-- START OF COLLECTED DATA --

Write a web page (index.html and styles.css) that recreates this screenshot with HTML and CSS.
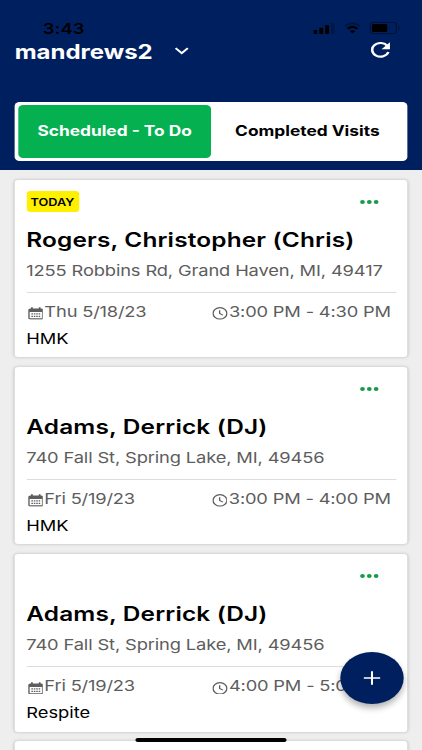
FILE: index.html
```
<!DOCTYPE html>
<html lang="en">
<head>
    <meta charset="UTF-8">
    <meta name="viewport" content="width=device-width, initial-scale=1.0">
    <title>Visits</title>
    <link rel="stylesheet" href="styles.css">
</head>
<body>
    <!-- Shared icons -->
    <svg class="icon-defs" width="0" height="0">
        <symbol id="calendar" viewBox="0 0 14 14">
            <path d="M3.5 0.3v3M10.5 0.3v3" stroke="currentColor" stroke-width="1.6" fill="none"/>
            <rect x="0.8" y="2.3" width="12.4" height="10.9" rx="1.2" fill="none" stroke="currentColor" stroke-width="1.3"/>
            <path d="M1 2.3h12v3.2H1z" fill="currentColor"/>
            <path d="M3 7.7h8M3 10.4h8" stroke="currentColor" stroke-width="1.4" stroke-dasharray="1.4 .8" fill="none"/>
        </symbol>
        <symbol id="clock" viewBox="0 0 14 14">
            <circle cx="7" cy="7" r="6.3" fill="none" stroke="currentColor" stroke-width="1.3"/>
            <path d="M6.7 3.5v3.7l3 1.8" fill="none" stroke="currentColor" stroke-width="1.2"/>
        </symbol>
        <symbol id="dots" viewBox="0 0 16 4">
            <circle cx="2.2" cy="2" r="1.95"/><circle cx="7.8" cy="2" r="1.95"/><circle cx="13.4" cy="2" r="1.95"/>
        </symbol>
    </svg>

    <div class="app">
        <header class="header">
            <div class="status-bar">
                <span class="time">3:43</span>
                <div class="status-icons">
                    <svg width="18" height="12" viewBox="0 0 18 12"><rect x="0" y="8" width="3.2" height="4" rx=".7"/><rect x="4.8" y="5.7" width="3.2" height="6.3" rx=".7"/><rect x="9.6" y="3" width="3.2" height="9" rx=".7"/><rect x="14.4" y="1" width="3" height="11" rx=".7" opacity=".25"/></svg>
                    <svg width="14" height="12" viewBox="0 0 14 12"><path d="M.8 4.2Q7-1.5 13.2 4.2" fill="none" stroke="#000" stroke-width="1.8" opacity=".35"/><path d="M3 6.7Q7 3 11 6.7" fill="none" stroke="#000" stroke-width="2"/><path d="M4.7 9Q7 7.3 9.3 9L7 11.5z"/></svg>
                    <svg width="25" height="12" viewBox="0 0 25 12"><rect x=".5" y=".5" width="21.5" height="11" rx="2.5" fill="none" stroke="#000" opacity=".4"/><rect x="2" y="2" width="12.5" height="8" rx="1"/><path d="M23.5 4v4q1.2-.6 1.2-2t-1.2-2z" opacity=".4"/></svg>
                </div>
            </div>
            <div class="title-bar">
                <span class="user">mandrews2</span>
                <svg class="chevron" width="12" height="8" viewBox="0 0 12 8"><path d="M1 1.2l5 5 5-5" fill="none" stroke="#fff" stroke-width="1.8"/></svg>
                <svg class="refresh" width="16" height="16" viewBox="0 0 16 16"><path d="M13.7 4.2A6.8 6.8 0 1 0 14.4 10" fill="none" stroke="#fff" stroke-width="2.1"/><path d="M15.7.3v6.9H8.8z" fill="#fff"/></svg>
            </div>
            <div class="tabs">
                <button class="tab active"><span class="tab-label">Scheduled - To Do</span></button>
                <button class="tab"><span class="tab-label">Completed Visits</span></button>
            </div>
        </header>

        <main class="visits">
            <article class="card">
                <div class="card-top"><span class="badge"><span class="badge-text">TODAY</span></span><svg class="dots"><use href="#dots"/></svg></div>
                <h2 class="name"><span>Rogers, Christopher (Chris)</span></h2>
                <p class="address"><span>1255 Robbins Rd, Grand Haven, MI, 49417</span></p>
                <div class="when">
                    <div class="date"><svg class="icon"><use href="#calendar"/></svg><span>Thu 5/18/23</span></div>
                    <div class="hours"><svg class="icon"><use href="#clock"/></svg><span>3:00 PM - 4:30 PM</span></div>
                </div>
                <p class="service"><span>HMK</span></p>
            </article>
            <article class="card">
                <div class="card-top"><svg class="dots"><use href="#dots"/></svg></div>
                <h2 class="name"><span>Adams, Derrick (DJ)</span></h2>
                <p class="address"><span>740 Fall St, Spring Lake, MI, 49456</span></p>
                <div class="when">
                    <div class="date"><svg class="icon"><use href="#calendar"/></svg><span>Fri 5/19/23</span></div>
                    <div class="hours"><svg class="icon"><use href="#clock"/></svg><span>3:00 PM - 4:00 PM</span></div>
                </div>
                <p class="service"><span>HMK</span></p>
            </article>
            <article class="card">
                <div class="card-top"><svg class="dots"><use href="#dots"/></svg></div>
                <h2 class="name"><span>Adams, Derrick (DJ)</span></h2>
                <p class="address"><span>740 Fall St, Spring Lake, MI, 49456</span></p>
                <div class="when">
                    <div class="date"><svg class="icon"><use href="#calendar"/></svg><span>Fri 5/19/23</span></div>
                    <div class="hours"><svg class="icon"><use href="#clock"/></svg><span>4:00 PM - 5:00 PM</span></div>
                </div>
                <p class="service"><span>Respite</span></p>
            </article>
            <article class="card"></article>
        </main>

        <button class="fab" aria-label="Add visit"><svg width="14" height="14" viewBox="0 0 14 14"><path d="M7 .2v13.6M.2 7h13.6" stroke="#fff" stroke-width="1.7"/></svg></button>
        <div class="home-bar"></div>
    </div>
</body>
</html>
```
FILE: styles.css
```
* { margin: 0; padding: 0; box-sizing: border-box; }
body { width: 422px; height: 750px; overflow: hidden; background: #eee; font-family: Inter, "Liberation Sans", sans-serif; }
svg { display: block; flex: none; }
.icon-defs { position: absolute; }

/* 346px wide layout stretched across the full window */
.app { position: relative; width: 346px; height: 750px; overflow: hidden; background: #eee; transform: scaleX(1.21965); transform-origin: 0 0; }

.header { height: 170px; padding: 22px 12px 0; background: #001f5f; }
.status-bar { display: flex; justify-content: space-between; height: 14px; padding: 0 6px 0 23px; }
.time { font-size: 15px; line-height: 14px; font-weight: 600; letter-spacing: 0.1px; color: #000; }
.status-icons { display: flex; gap: 7px; }
.title-bar { display: flex; align-items: center; height: 30px; padding-right: 14px; }
.user { padding-top: 1px; font-size: 19.7px; line-height: 30px; font-weight: 700; color: #fff; }
.chevron { margin: -1px 0 0 18px; }
.refresh { margin: -2px 0 0 auto; }
.tabs { display: flex; height: 59px; margin-top: 36px; padding: 3px; background: #fff; border-radius: 4px; }
.tab { flex: 1; padding-bottom: 2px; border: none; border-radius: 4px; background: none; color: #000; font: 700 14.2px/50px Inter, sans-serif; white-space: nowrap; }
.tab.active { background: #04b04f; color: #fff; }

.visits { display: flex; flex-direction: column; gap: 9.8px; padding: 9.5px 12px 0; }
.card { flex: none; height: 177.5px; padding: 11px 9.5px 0; background: #fff; border-radius: 3px; box-shadow: 0 0 3px rgba(0, 0, 0, 0.22); color: #000; white-space: nowrap; }
.card-top { display: flex; align-items: center; height: 22px; }
.badge { width: 43px; height: 21px; border-radius: 3px; background: #fff000; font-size: 10.4px; line-height: 23px; font-weight: 600; text-align: center; }
.dots { width: 16px; height: 4px; margin: 0 14px 0 auto; fill: #159b49; }
.name { height: 30px; margin-top: 12px; font-size: 20px; line-height: 31px; font-weight: 600; letter-spacing: 0.14px; }
.address { height: 30px; font-size: 15px; line-height: 32px; letter-spacing: -0.11px; color: #5d5d5d; }
.when { display: flex; justify-content: space-between; height: 34px; margin-top: 7px; padding-right: 4px; border-top: 1px solid #ddd; font-size: 15px; line-height: 38px; letter-spacing: -0.15px; color: #5d5d5d; }
.date, .hours { display: flex; align-items: flex-start; }
.icon { width: 12.7px; height: 12.7px; margin: 14.5px 1.2px 0 1px; }
.service { font-size: 15px; line-height: 26px; }

.fab { position: absolute; right: 15px; top: 652px; display: flex; align-items: center; justify-content: center; width: 52px; height: 52px; border: none; border-radius: 50%; background: #001f5f; box-shadow: 0 4px 6px rgba(0, 0, 0, 0.3); }
.home-bar { position: absolute; left: 111px; top: 738px; width: 124px; height: 4px; border-radius: 2px; background: #000; }
```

-- END OF COLLECTED DATA --

## EXERCISE PROMPT:
State, as a bare number, how many lines of the listing hold the word "index".

## RESULT OF THE TASK:
2